I also just realized that the last time I reached my personal Western Frontier it was also to visit Kat at Grinnell College several years ago. As every good friend should, she is again helping me to explore new horizons. She's like my very own Sacajawea.

So just like L&C, I shall embark Westward into an unknown land! Unknown to me that is, but only until tomorrow.

Monday, May 2, 2011

"It's always best to start at the beginning - and all you do is follow the yellow brick road." -Glinda, the Good Witch of the North

Getting to Paraguay is no easy task. Especially via Mexico. Even more so when you're not yet even in Mexico, and are, in fact, a shivering, homeless, unemployed vagabond in Northern Michigan. With no job prospects and no permanent address, the task is a greased pig at best. Some might call it a chimera, but I refuse to accept that accusation; people have achieved greater things with fewer resources in the past, so who's to say I can't travel 10,500 km* for 9ish months on a shoestring?


* That's about 6,500 miles for those of you still clinging to the crazy-system.

Every since I returned from my Peace Corps post in "El Corazón de Sudamérica" several weeks ago, I've been dreaming and scheming a way to go back there. I have people to visit, projects to follow up on, and things that I never got a chance to see while I was busy teaching. Besides, this will be my last great adventure before grad school, always looming on the horizon. (Student loans are like cement shoes for long-term traveling.) But right now the time, the conditions, are perfect.

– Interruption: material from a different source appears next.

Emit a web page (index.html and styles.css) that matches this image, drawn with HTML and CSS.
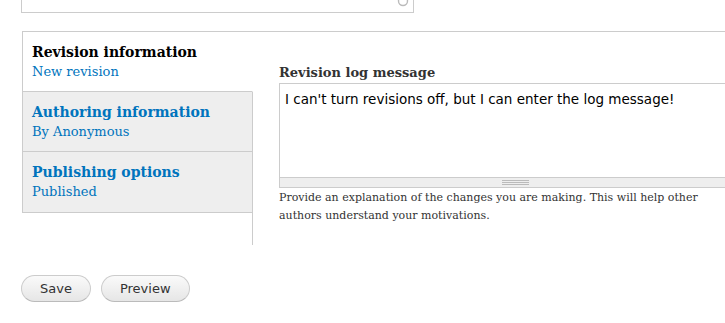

I concede that the hurtle is set rather high. But I am prepared to rise to the challenge, armed with only a pen, a notebook, my ability to eat strange things and sleep in odd places, and my unflappable belief that I will not come crashing down in a burning pile of fail and end up broke and stranded somewhere in rural Nicaragua. It won't be easy, but struggle is the mother of strength, and I'm not afraid.